SUPPLIED MATERIAL →
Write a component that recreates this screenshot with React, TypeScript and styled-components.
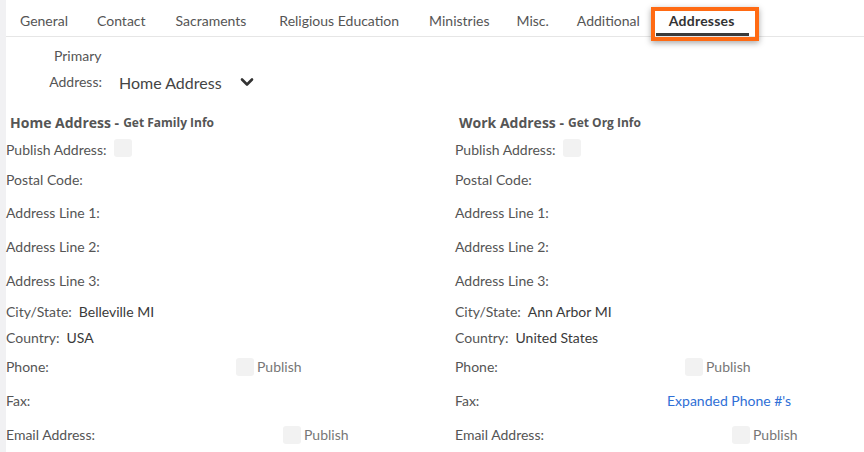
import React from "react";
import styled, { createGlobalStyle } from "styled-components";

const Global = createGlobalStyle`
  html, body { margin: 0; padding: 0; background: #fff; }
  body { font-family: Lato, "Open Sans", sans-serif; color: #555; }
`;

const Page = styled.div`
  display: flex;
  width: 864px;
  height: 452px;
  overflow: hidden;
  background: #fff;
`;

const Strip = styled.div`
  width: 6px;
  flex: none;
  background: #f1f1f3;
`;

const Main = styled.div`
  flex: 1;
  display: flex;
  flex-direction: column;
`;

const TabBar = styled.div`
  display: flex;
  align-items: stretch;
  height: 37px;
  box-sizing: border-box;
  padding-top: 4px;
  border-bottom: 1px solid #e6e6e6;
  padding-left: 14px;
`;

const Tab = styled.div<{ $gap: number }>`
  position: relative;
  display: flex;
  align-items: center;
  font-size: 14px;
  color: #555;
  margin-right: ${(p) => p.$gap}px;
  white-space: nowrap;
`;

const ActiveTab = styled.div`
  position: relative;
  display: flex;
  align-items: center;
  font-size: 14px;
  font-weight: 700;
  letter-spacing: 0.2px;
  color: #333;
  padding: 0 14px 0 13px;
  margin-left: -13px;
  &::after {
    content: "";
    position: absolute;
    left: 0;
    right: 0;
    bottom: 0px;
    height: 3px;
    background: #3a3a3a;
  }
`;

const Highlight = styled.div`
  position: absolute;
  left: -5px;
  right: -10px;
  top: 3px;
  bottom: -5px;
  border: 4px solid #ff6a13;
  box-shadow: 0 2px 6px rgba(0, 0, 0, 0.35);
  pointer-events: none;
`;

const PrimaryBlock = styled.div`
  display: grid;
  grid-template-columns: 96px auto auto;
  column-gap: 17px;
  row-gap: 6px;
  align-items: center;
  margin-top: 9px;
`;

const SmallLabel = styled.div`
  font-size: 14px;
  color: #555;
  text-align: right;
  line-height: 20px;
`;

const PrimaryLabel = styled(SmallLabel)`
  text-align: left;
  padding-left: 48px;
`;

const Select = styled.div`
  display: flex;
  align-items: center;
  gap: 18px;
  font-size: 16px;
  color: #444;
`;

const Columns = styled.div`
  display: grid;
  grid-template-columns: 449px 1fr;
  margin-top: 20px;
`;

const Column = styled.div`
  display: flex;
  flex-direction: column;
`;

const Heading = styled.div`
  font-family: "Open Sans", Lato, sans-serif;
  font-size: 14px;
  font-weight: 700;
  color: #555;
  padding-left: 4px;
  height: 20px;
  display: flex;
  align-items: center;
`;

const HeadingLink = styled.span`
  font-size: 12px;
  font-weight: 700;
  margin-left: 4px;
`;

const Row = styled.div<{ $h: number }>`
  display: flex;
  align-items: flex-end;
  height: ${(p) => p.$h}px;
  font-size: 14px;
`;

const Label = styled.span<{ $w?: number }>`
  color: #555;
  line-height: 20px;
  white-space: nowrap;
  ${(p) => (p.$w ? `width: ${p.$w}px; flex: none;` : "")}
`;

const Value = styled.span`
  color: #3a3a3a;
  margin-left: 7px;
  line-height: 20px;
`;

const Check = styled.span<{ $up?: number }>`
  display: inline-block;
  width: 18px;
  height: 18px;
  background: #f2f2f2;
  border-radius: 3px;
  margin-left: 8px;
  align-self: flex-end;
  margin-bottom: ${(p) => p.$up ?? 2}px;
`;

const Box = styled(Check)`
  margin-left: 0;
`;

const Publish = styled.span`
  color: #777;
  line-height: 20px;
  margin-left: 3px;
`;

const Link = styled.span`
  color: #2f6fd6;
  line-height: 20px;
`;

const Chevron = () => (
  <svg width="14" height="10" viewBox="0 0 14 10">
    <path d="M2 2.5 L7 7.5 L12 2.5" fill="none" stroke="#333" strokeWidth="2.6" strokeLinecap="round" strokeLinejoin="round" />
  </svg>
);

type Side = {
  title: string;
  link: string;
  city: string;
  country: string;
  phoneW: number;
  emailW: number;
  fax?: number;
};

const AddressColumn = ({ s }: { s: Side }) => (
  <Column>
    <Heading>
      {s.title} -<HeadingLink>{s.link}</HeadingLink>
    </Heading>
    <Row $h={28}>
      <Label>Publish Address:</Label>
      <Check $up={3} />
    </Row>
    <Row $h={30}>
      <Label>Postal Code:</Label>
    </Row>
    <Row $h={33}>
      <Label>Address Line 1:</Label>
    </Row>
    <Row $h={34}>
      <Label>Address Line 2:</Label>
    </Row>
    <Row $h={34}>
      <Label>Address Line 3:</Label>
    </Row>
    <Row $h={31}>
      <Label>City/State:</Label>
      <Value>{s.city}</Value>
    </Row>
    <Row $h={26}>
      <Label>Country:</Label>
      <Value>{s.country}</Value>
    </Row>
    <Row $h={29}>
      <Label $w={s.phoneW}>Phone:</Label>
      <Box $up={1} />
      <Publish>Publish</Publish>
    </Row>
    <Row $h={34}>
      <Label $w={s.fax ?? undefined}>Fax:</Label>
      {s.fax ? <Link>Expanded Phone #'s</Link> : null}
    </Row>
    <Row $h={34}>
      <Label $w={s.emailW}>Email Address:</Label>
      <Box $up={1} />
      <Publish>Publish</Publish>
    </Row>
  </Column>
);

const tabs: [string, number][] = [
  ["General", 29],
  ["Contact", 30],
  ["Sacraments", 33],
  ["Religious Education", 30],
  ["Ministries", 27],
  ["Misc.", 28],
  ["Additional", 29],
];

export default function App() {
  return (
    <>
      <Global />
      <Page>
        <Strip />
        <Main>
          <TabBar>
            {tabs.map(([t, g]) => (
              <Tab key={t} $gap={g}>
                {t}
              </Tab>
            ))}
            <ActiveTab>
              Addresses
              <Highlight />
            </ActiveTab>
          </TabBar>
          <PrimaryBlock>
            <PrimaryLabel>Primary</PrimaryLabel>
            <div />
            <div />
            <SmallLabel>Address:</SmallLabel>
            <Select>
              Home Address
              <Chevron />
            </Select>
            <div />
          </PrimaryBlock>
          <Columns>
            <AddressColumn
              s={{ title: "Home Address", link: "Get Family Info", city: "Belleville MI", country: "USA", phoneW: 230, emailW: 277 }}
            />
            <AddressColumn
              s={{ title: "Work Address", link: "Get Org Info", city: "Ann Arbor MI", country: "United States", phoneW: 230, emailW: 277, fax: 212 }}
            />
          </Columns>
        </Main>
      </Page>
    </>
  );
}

THE PROBLEM → Repeat the material above in full and exactly, omitting the pictures.

RESULT OF THE TASK →
Write a component that recreates this screenshot with React, TypeScript and styled-components.
import React from "react";
import styled, { createGlobalStyle } from "styled-components";

const Global = createGlobalStyle`
  html, body { margin: 0; padding: 0; background: #fff; }
  body { font-family: Lato, "Open Sans", sans-serif; color: #555; }
`;

const Page = styled.div`
  display: flex;
  width: 864px;
  height: 452px;
  overflow: hidden;
  background: #fff;
`;

const Strip = styled.div`
  width: 6px;
  flex: none;
  background: #f1f1f3;
`;

const Main = styled.div`
  flex: 1;
  display: flex;
  flex-direction: column;
`;

const TabBar = styled.div`
  display: flex;
  align-items: stretch;
  height: 37px;
  box-sizing: border-box;
  padding-top: 4px;
  border-bottom: 1px solid #e6e6e6;
  padding-left: 14px;
`;

const Tab = styled.div<{ $gap: number }>`
  position: relative;
  display: flex;
  align-items: center;
  font-size: 14px;
  color: #555;
  margin-right: ${(p) => p.$gap}px;
  white-space: nowrap;
`;

const ActiveTab = styled.div`
  position: relative;
  display: flex;
  align-items: center;
  font-size: 14px;
  font-weight: 700;
  letter-spacing: 0.2px;
  color: #333;
  padding: 0 14px 0 13px;
  margin-left: -13px;
  &::after {
    content: "";
    position: absolute;
    left: 0;
    right: 0;
    bottom: 0px;
    height: 3px;
    background: #3a3a3a;
  }
`;

const Highlight = styled.div`
  position: absolute;
  left: -5px;
  right: -10px;
  top: 3px;
  bottom: -5px;
  border: 4px solid #ff6a13;
  box-shadow: 0 2px 6px rgba(0, 0, 0, 0.35);
  pointer-events: none;
`;

const PrimaryBlock = styled.div`
  display: grid;
  grid-template-columns: 96px auto auto;
  column-gap: 17px;
  row-gap: 6px;
  align-items: center;
  margin-top: 9px;
`;

const SmallLabel = styled.div`
  font-size: 14px;
  color: #555;
  text-align: right;
  line-height: 20px;
`;

const PrimaryLabel = styled(SmallLabel)`
  text-align: left;
  padding-left: 48px;
`;

const Select = styled.div`
  display: flex;
  align-items: center;
  gap: 18px;
  font-size: 16px;
  color: #444;
`;

const Columns = styled.div`
  display: grid;
  grid-template-columns: 449px 1fr;
  margin-top: 20px;
`;

const Column = styled.div`
  display: flex;
  flex-direction: column;
`;

const Heading = styled.div`
  font-family: "Open Sans", Lato, sans-serif;
  font-size: 14px;
  font-weight: 700;
  color: #555;
  padding-left: 4px;
  height: 20px;
  display: flex;
  align-items: center;
`;

const HeadingLink = styled.span`
  font-size: 12px;
  font-weight: 700;
  margin-left: 4px;
`;

const Row = styled.div<{ $h: number }>`
  display: flex;
  align-items: flex-end;
  height: ${(p) => p.$h}px;
  font-size: 14px;
`;

const Label = styled.span<{ $w?: number }>`
  color: #555;
  line-height: 20px;
  white-space: nowrap;
  ${(p) => (p.$w ? `width: ${p.$w}px; flex: none;` : "")}
`;

const Value = styled.span`
  color: #3a3a3a;
  margin-left: 7px;
  line-height: 20px;
`;

const Check = styled.span<{ $up?: number }>`
  display: inline-block;
  width: 18px;
  height: 18px;
  background: #f2f2f2;
  border-radius: 3px;
  margin-left: 8px;
  align-self: flex-end;
  margin-bottom: ${(p) => p.$up ?? 2}px;
`;

const Box = styled(Check)`
  margin-left: 0;
`;

const Publish = styled.span`
  color: #777;
  line-height: 20px;
  margin-left: 3px;
`;

const Link = styled.span`
  color: #2f6fd6;
  line-height: 20px;
`;

const Chevron = () => (
  <svg width="14" height="10" viewBox="0 0 14 10">
    <path d="M2 2.5 L7 7.5 L12 2.5" fill="none" stroke="#333" strokeWidth="2.6" strokeLinecap="round" strokeLinejoin="round" />
  </svg>
);

type Side = {
  title: string;
  link: string;
  city: string;
  country: string;
  phoneW: number;
  emailW: number;
  fax?: number;
};

const AddressColumn = ({ s }: { s: Side }) => (
  <Column>
    <Heading>
      {s.title} -<HeadingLink>{s.link}</HeadingLink>
    </Heading>
    <Row $h={28}>
      <Label>Publish Address:</Label>
      <Check $up={3} />
    </Row>
    <Row $h={30}>
      <Label>Postal Code:</Label>
    </Row>
    <Row $h={33}>
      <Label>Address Line 1:</Label>
    </Row>
    <Row $h={34}>
      <Label>Address Line 2:</Label>
    </Row>
    <Row $h={34}>
      <Label>Address Line 3:</Label>
    </Row>
    <Row $h={31}>
      <Label>City/State:</Label>
      <Value>{s.city}</Value>
    </Row>
    <Row $h={26}>
      <Label>Country:</Label>
      <Value>{s.country}</Value>
    </Row>
    <Row $h={29}>
      <Label $w={s.phoneW}>Phone:</Label>
      <Box $up={1} />
      <Publish>Publish</Publish>
    </Row>
    <Row $h={34}>
      <Label $w={s.fax ?? undefined}>Fax:</Label>
      {s.fax ? <Link>Expanded Phone #'s</Link> : null}
    </Row>
    <Row $h={34}>
      <Label $w={s.emailW}>Email Address:</Label>
      <Box $up={1} />
      <Publish>Publish</Publish>
    </Row>
  </Column>
);

const tabs: [string, number][] = [
  ["General", 29],
  ["Contact", 30],
  ["Sacraments", 33],
  ["Religious Education", 30],
  ["Ministries", 27],
  ["Misc.", 28],
  ["Additional", 29],
];

export default function App() {
  return (
    <>
      <Global />
      <Page>
        <Strip />
        <Main>
          <TabBar>
            {tabs.map(([t, g]) => (
              <Tab key={t} $gap={g}>
                {t}
              </Tab>
            ))}
            <ActiveTab>
              Addresses
              <Highlight />
            </ActiveTab>
          </TabBar>
          <PrimaryBlock>
            <PrimaryLabel>Primary</PrimaryLabel>
            <div />
            <div />
            <SmallLabel>Address:</SmallLabel>
            <Select>
              Home Address
              <Chevron />
            </Select>
            <div />
          </PrimaryBlock>
          <Columns>
            <AddressColumn
              s={{ title: "Home Address", link: "Get Family Info", city: "Belleville MI", country: "USA", phoneW: 230, emailW: 277 }}
            />
            <AddressColumn
              s={{ title: "Work Address", link: "Get Org Info", city: "Ann Arbor MI", country: "United States", phoneW: 230, emailW: 277, fax: 212 }}
            />
          </Columns>
        </Main>
      </Page>
    </>
  );
}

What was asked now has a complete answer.